Member of the Minnesota House of Representatives from the 19B, 26B, 27B district
- In office January 5, 1965 – January 5, 1987
- Preceded by: Roy Cummings
- Succeeded by: Andy Steensma

Personal details
- Born: June 17, 1925 Stanchfield, Minnesota, U.S.
- Died: August 8, 2018 (aged 93) Sioux Falls, South Dakota, U.S.
- Party: Republican Party of Minnesota, U.S.
- Spouse: Kathryn
- Children: 5
- Alma mater: University of Minnesota
- Occupation: Educator, politician, veteran

= Wendell Erickson =

American politician

Wendell Oliver Erickson (June 17, 1925 – August 8, 2018) was an American politician who was a member of the Minnesota House of Representatives from southwestern Minnesota.

==Service in the Minnesota House==
First elected in 1964, Erickson was re-elected every two years until 1986. A Republican, he represented the old Districts 19B and 26B and, later, 27B, which included all or portions of Lincoln, Lyon, Murray, Nobles, Pipestone and Rock counties, changing somewhat through redistricting in 1970 and 1980.

While in the legislature, Erickson earned a reputation as a leader on issues relevant to education and agriculture. He allied with the Conservative Caucus at a time when the legislature was still officially nonpartisan, and later identified as a Republican when party affiliation became required of candidates.

Erickson served on the House Agriculture, Appropriations, Budget, Commerce, Education & Higher Education, Environmental Preservation, Judiciary, Labor Relations, Rules & Legislative Administration and Transportation committees, and on various other committee incarnations and subcommittees during his 22 years in office. He was chair of the House Education Committee during his final term in office, having also served previously as chair of the House Appropriations Subcommittee on Education in 1979.

Erickson was, along with senators Dennis Frederickson, Earl Renneke and Jim Vickerman, and representatives Aubrey Dirlam, Henry Kalis and Gilbert Esau, one of the longest-serving legislators from southern Minnesota in the state's history. He was unseated by Andy Steensma in the wave of Democratic victories that swept southwestern Minnesota in the DFL Party's "Firestorm" of 1986.

==State appointment and Extension Service award==
In 1968, Erickson was appointed to the Minnesota Education Council by Governor Harold LeVander, serving for several years. In 1981, he was awarded the University of Minnesota Extension Service's Dean and Director's Distinguished Friend of Extension Award for "superior contributions as a legislative leader in helping others understand the need for strong agricultural support."

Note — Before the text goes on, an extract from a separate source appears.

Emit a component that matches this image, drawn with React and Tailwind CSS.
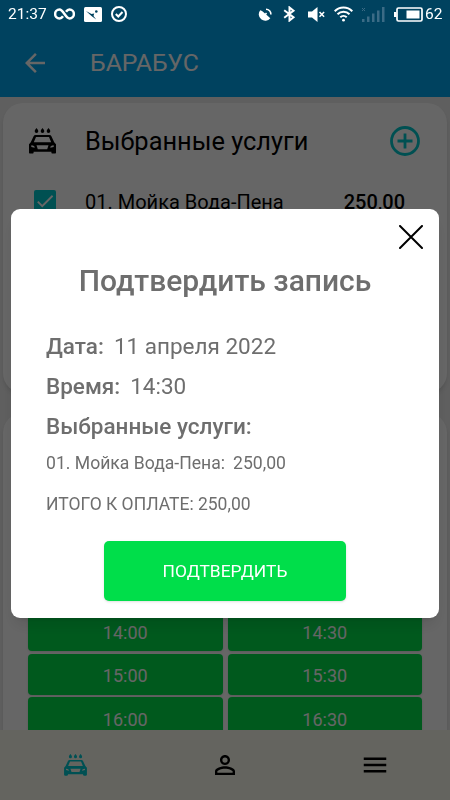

==World War II and community service==
Erickson was born in Stanchfield, Minnesota, and was raised on the family farm. He graduated from Braham High School, in Braham, Minnesota. From the city of Hills, Erickson was a farm management instructor and vocational agriculture teacher. He served in the United States Army Infantry during World War II, being deployed in the Asiatic theatre for two years. Prior to being elected to the legislature, he taught agriculture at Hills-Beaver Creek High School for 17 years. He also taught seventh- and eighth-grade industrial arts and young farmers classes, and was a longtime member of the Rock County Fair Board. He was in active retirement and was involved in his local community. Erickson served as grand marshal of the 125th Hills Celebration Parade in June 2015, after which a celebration was also held marking his 90th birthday.

==Death==
Erickson died at the age of 93 on August 8, 2018, at Avera McKennan Hospital in Sioux Falls, South Dakota.